Dream turns into degree-factory nightmare

Nick Cater

A week of wandering through the freak shows and distractions of sideshow alley can warp political judgment.

“The worst week experienced by any government in almost 50 years,” was how one commentator — who has been around long enough to know better — summed up the week that was on these pages yesterday.

There’s nothing like a shot of hyperbole to enliven a Monday morning, but really?

Worse than the week Kevin Rudd and Stephen Conroy decided they could install a fibre connection to every home and business more effectively than Telstra? Worse than the week in which a Labor government, beset by ­hubris, mandated a 20 per cent target for renewable energy, claiming — wait for it — that it would make electricity cheaper?

Worse than the time they locked in a half-cooked disability insurance scheme, promised schools money they never had, promised roof insulation in every home or issued an open invitation to the world’s dispossessed to take a boat trip to Christmas Island?

Political errors are quick and easy to judge; policy blunders can take much longer to assess.
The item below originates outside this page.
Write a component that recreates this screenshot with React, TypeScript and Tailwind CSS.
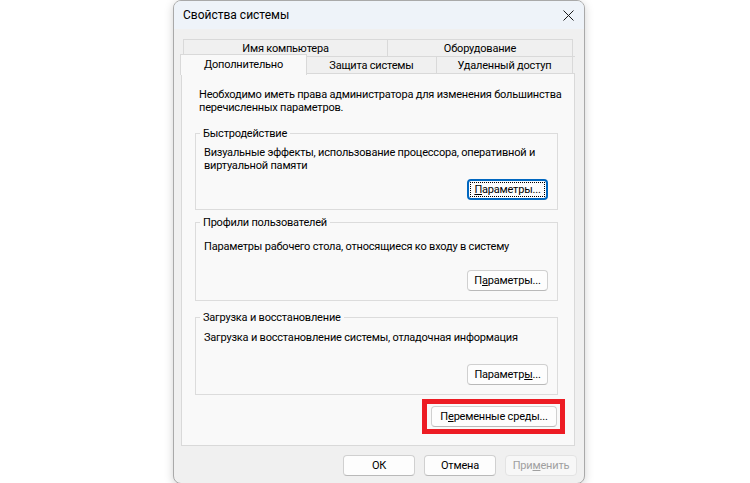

Even now, the full damage of Labor’s ill-conceived interventions in the economy and the national balance sheet have only started to be counted.

The Rudd and Gillard governments’ habit of meddling in places it had no right to be was driven not so much by socialism as solutionism; the impulse to solve problems yet to be defined. It accelerated the expansion of what the Productivity Commission delicately refers to as the non-market sector in its landmark review of national economic ­efficiency released last week.

The non-market sector — health, welfare and education for the most part — accounts for more than 20 per cent of economic activity and is powered by government investment.

Unlike the traditional economy, productivity is hard to measure. There can be little doubt, however, that it is not pulling its weight in lifting the performance of the economy as a whole.

Take higher education, for example, a sector that has expanded rapidly thanks to Labor’s promise of a university education on ­demand.

Are our degree factories delivering value for money? One suspects not, in the light of the commission’s recommendation that higher education providers should be included in consumer law, giving unhappy students the right to seek compensation if the service they received was “not fit for purpose” or was “supplied without due care and skill”.

The commission charts the extra­ordinary growth of universities in which more than a million Australians are enrolled today, twice as many as there were when the century began.

The federal government’s direct contribution increased from $19 billion in 2007 to $31bn last year, not counting the amount it lends to students, a substantial slice of which it will never recoup. Outstanding government loans to students have tripled across the same period from $16bn to $49bn.

Those who received the most benefit, if benefit it is, are the millennials, a generation that may well become known as the education boomers, the most well-credentialed generation in history. Four out of 10 women aged between 25 and 35 have a bachelor degree, or higher qualification, as do three out of 10 men in the same cohort.

Ten years ago the figures were 24 and 22 per cent respectively.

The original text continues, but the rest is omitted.